*EXERCISE:* Print all of the lines exactly. Any picture among them stays out.

============================================================

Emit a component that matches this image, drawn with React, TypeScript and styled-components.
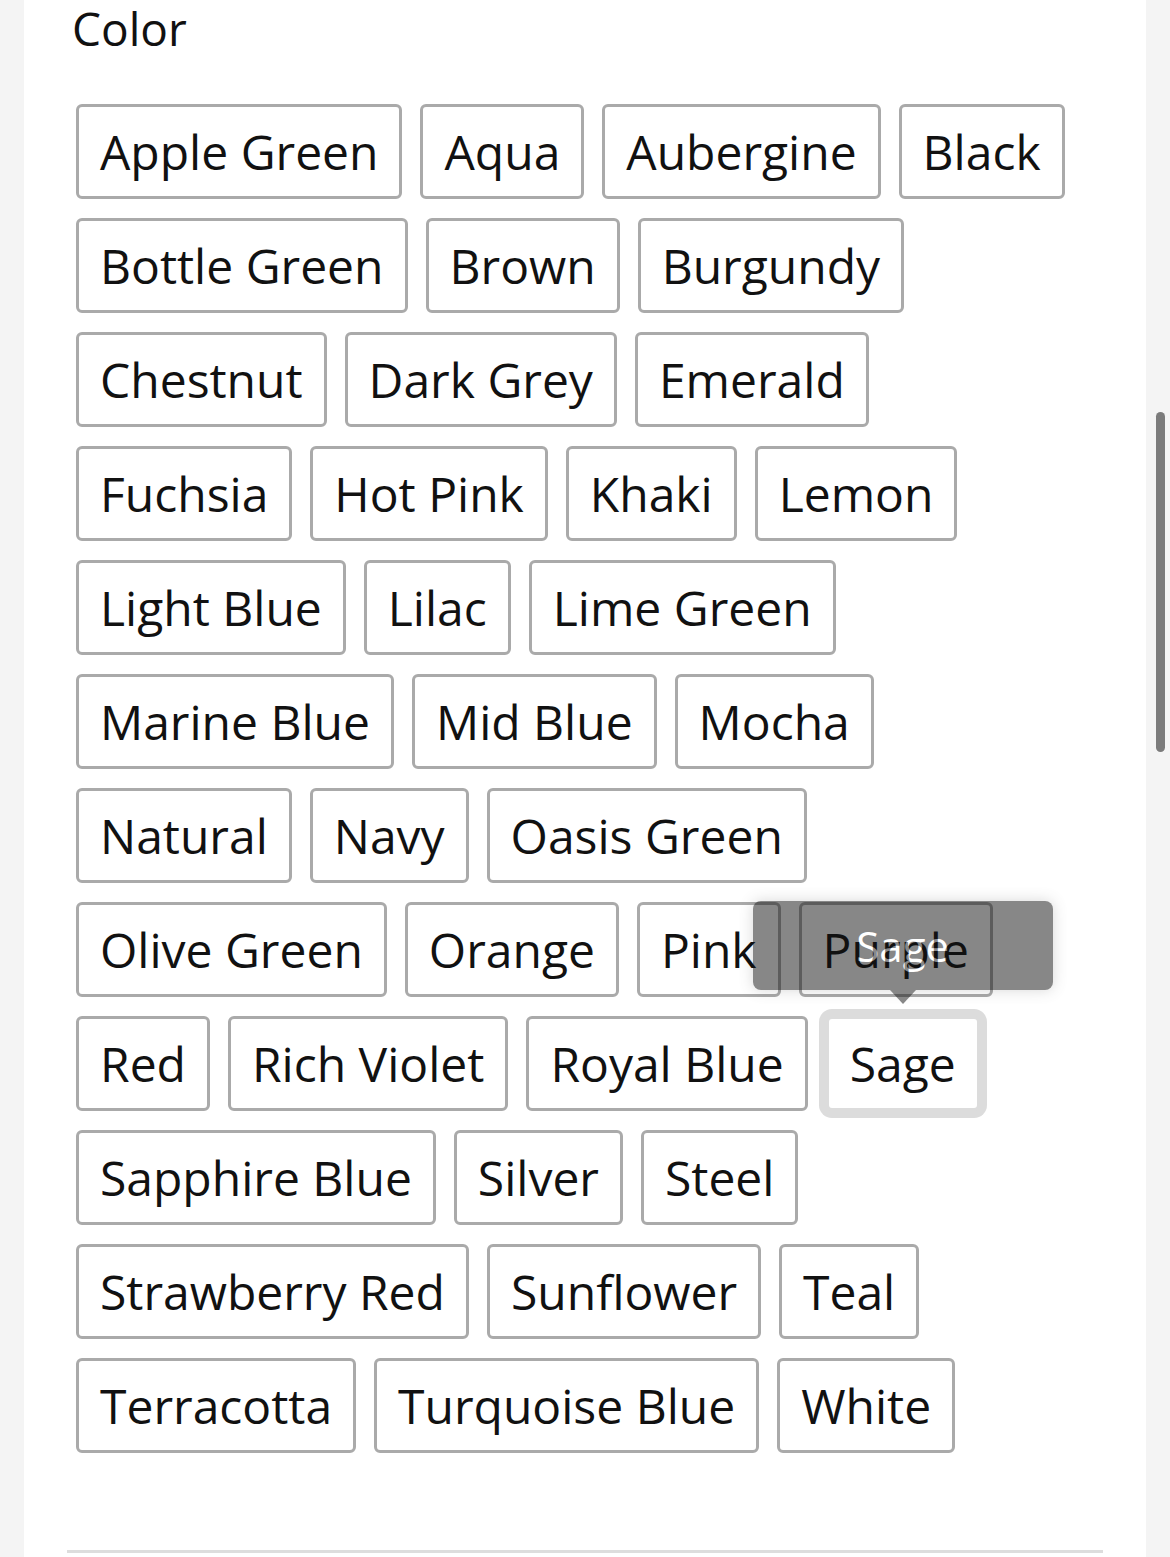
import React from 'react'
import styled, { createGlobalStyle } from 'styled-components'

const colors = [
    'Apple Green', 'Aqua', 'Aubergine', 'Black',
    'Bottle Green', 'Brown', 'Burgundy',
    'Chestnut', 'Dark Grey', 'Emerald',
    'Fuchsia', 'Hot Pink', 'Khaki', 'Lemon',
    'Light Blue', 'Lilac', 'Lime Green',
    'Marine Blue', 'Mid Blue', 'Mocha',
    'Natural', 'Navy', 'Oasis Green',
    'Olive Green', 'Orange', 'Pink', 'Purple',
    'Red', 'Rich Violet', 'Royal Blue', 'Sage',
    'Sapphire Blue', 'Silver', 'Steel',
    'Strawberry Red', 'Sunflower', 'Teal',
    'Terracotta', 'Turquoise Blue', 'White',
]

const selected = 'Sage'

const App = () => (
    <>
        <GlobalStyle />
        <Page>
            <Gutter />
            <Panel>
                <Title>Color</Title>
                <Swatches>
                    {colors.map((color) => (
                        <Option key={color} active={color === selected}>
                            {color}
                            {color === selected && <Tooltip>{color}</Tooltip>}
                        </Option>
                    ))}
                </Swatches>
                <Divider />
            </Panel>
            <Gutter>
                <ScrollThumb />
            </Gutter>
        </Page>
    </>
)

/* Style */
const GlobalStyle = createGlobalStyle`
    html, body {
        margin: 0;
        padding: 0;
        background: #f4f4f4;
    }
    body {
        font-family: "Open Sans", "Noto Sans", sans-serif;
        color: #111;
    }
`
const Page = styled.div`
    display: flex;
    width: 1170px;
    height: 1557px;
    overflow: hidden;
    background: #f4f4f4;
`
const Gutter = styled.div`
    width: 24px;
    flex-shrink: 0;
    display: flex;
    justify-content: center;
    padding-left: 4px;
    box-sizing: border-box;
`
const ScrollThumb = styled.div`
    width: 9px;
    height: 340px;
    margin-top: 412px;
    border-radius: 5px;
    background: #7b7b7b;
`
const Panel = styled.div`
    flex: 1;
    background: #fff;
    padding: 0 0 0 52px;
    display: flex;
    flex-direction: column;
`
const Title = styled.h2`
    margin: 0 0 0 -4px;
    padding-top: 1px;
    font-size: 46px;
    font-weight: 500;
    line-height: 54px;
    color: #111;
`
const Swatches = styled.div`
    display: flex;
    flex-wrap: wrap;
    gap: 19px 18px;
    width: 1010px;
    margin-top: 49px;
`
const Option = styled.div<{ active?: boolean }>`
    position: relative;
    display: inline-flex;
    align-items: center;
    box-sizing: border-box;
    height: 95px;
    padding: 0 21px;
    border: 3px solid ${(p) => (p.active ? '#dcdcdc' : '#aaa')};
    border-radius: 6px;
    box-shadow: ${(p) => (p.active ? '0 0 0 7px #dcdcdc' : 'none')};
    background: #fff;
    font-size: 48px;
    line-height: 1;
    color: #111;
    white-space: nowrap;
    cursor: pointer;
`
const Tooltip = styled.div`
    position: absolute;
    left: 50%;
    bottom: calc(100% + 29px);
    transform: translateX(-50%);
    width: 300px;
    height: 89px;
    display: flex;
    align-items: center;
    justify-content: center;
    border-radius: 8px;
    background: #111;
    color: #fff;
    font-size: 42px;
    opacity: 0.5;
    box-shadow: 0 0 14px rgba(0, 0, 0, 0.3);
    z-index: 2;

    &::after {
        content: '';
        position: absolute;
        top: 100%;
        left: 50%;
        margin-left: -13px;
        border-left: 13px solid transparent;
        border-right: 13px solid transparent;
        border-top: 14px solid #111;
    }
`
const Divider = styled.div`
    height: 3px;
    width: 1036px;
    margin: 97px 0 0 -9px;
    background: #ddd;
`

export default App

============================================================

*RESULT OF THE EXERCISE:*
Emit a component that matches this image, drawn with React, TypeScript and styled-components.
import React from 'react'
import styled, { createGlobalStyle } from 'styled-components'

const colors = [
    'Apple Green', 'Aqua', 'Aubergine', 'Black',
    'Bottle Green', 'Brown', 'Burgundy',
    'Chestnut', 'Dark Grey', 'Emerald',
    'Fuchsia', 'Hot Pink', 'Khaki', 'Lemon',
    'Light Blue', 'Lilac', 'Lime Green',
    'Marine Blue', 'Mid Blue', 'Mocha',
    'Natural', 'Navy', 'Oasis Green',
    'Olive Green', 'Orange', 'Pink', 'Purple',
    'Red', 'Rich Violet', 'Royal Blue', 'Sage',
    'Sapphire Blue', 'Silver', 'Steel',
    'Strawberry Red', 'Sunflower', 'Teal',
    'Terracotta', 'Turquoise Blue', 'White',
]

const selected = 'Sage'

const App = () => (
    <>
        <GlobalStyle />
        <Page>
            <Gutter />
            <Panel>
                <Title>Color</Title>
                <Swatches>
                    {colors.map((color) => (
                        <Option key={color} active={color === selected}>
                            {color}
                            {color === selected && <Tooltip>{color}</Tooltip>}
                        </Option>
                    ))}
                </Swatches>
                <Divider />
            </Panel>
            <Gutter>
                <ScrollThumb />
            </Gutter>
        </Page>
    </>
)

/* Style */
const GlobalStyle = createGlobalStyle`
    html, body {
        margin: 0;
        padding: 0;
        background: #f4f4f4;
    }
    body {
        font-family: "Open Sans", "Noto Sans", sans-serif;
        color: #111;
    }
`
const Page = styled.div`
    display: flex;
    width: 1170px;
    height: 1557px;
    overflow: hidden;
    background: #f4f4f4;
`
const Gutter = styled.div`
    width: 24px;
    flex-shrink: 0;
    display: flex;
    justify-content: center;
    padding-left: 4px;
    box-sizing: border-box;
`
const ScrollThumb = styled.div`
    width: 9px;
    height: 340px;
    margin-top: 412px;
    border-radius: 5px;
    background: #7b7b7b;
`
const Panel = styled.div`
    flex: 1;
    background: #fff;
    padding: 0 0 0 52px;
    display: flex;
    flex-direction: column;
`
const Title = styled.h2`
    margin: 0 0 0 -4px;
    padding-top: 1px;
    font-size: 46px;
    font-weight: 500;
    line-height: 54px;
    color: #111;
`
const Swatches = styled.div`
    display: flex;
    flex-wrap: wrap;
    gap: 19px 18px;
    width: 1010px;
    margin-top: 49px;
`
const Option = styled.div<{ active?: boolean }>`
    position: relative;
    display: inline-flex;
    align-items: center;
    box-sizing: border-box;
    height: 95px;
    padding: 0 21px;
    border: 3px solid ${(p) => (p.active ? '#dcdcdc' : '#aaa')};
    border-radius: 6px;
    box-shadow: ${(p) => (p.active ? '0 0 0 7px #dcdcdc' : 'none')};
    background: #fff;
    font-size: 48px;
    line-height: 1;
    color: #111;
    white-space: nowrap;
    cursor: pointer;
`
const Tooltip = styled.div`
    position: absolute;
    left: 50%;
    bottom: calc(100% + 29px);
    transform: translateX(-50%);
    width: 300px;
    height: 89px;
    display: flex;
    align-items: center;
    justify-content: center;
    border-radius: 8px;
    background: #111;
    color: #fff;
    font-size: 42px;
    opacity: 0.5;
    box-shadow: 0 0 14px rgba(0, 0, 0, 0.3);
    z-index: 2;

    &::after {
        content: '';
        position: absolute;
        top: 100%;
        left: 50%;
        margin-left: -13px;
        border-left: 13px solid transparent;
        border-right: 13px solid transparent;
        border-top: 14px solid #111;
    }
`
const Divider = styled.div`
    height: 3px;
    width: 1036px;
    margin: 97px 0 0 -9px;
    background: #ddd;
`

export default App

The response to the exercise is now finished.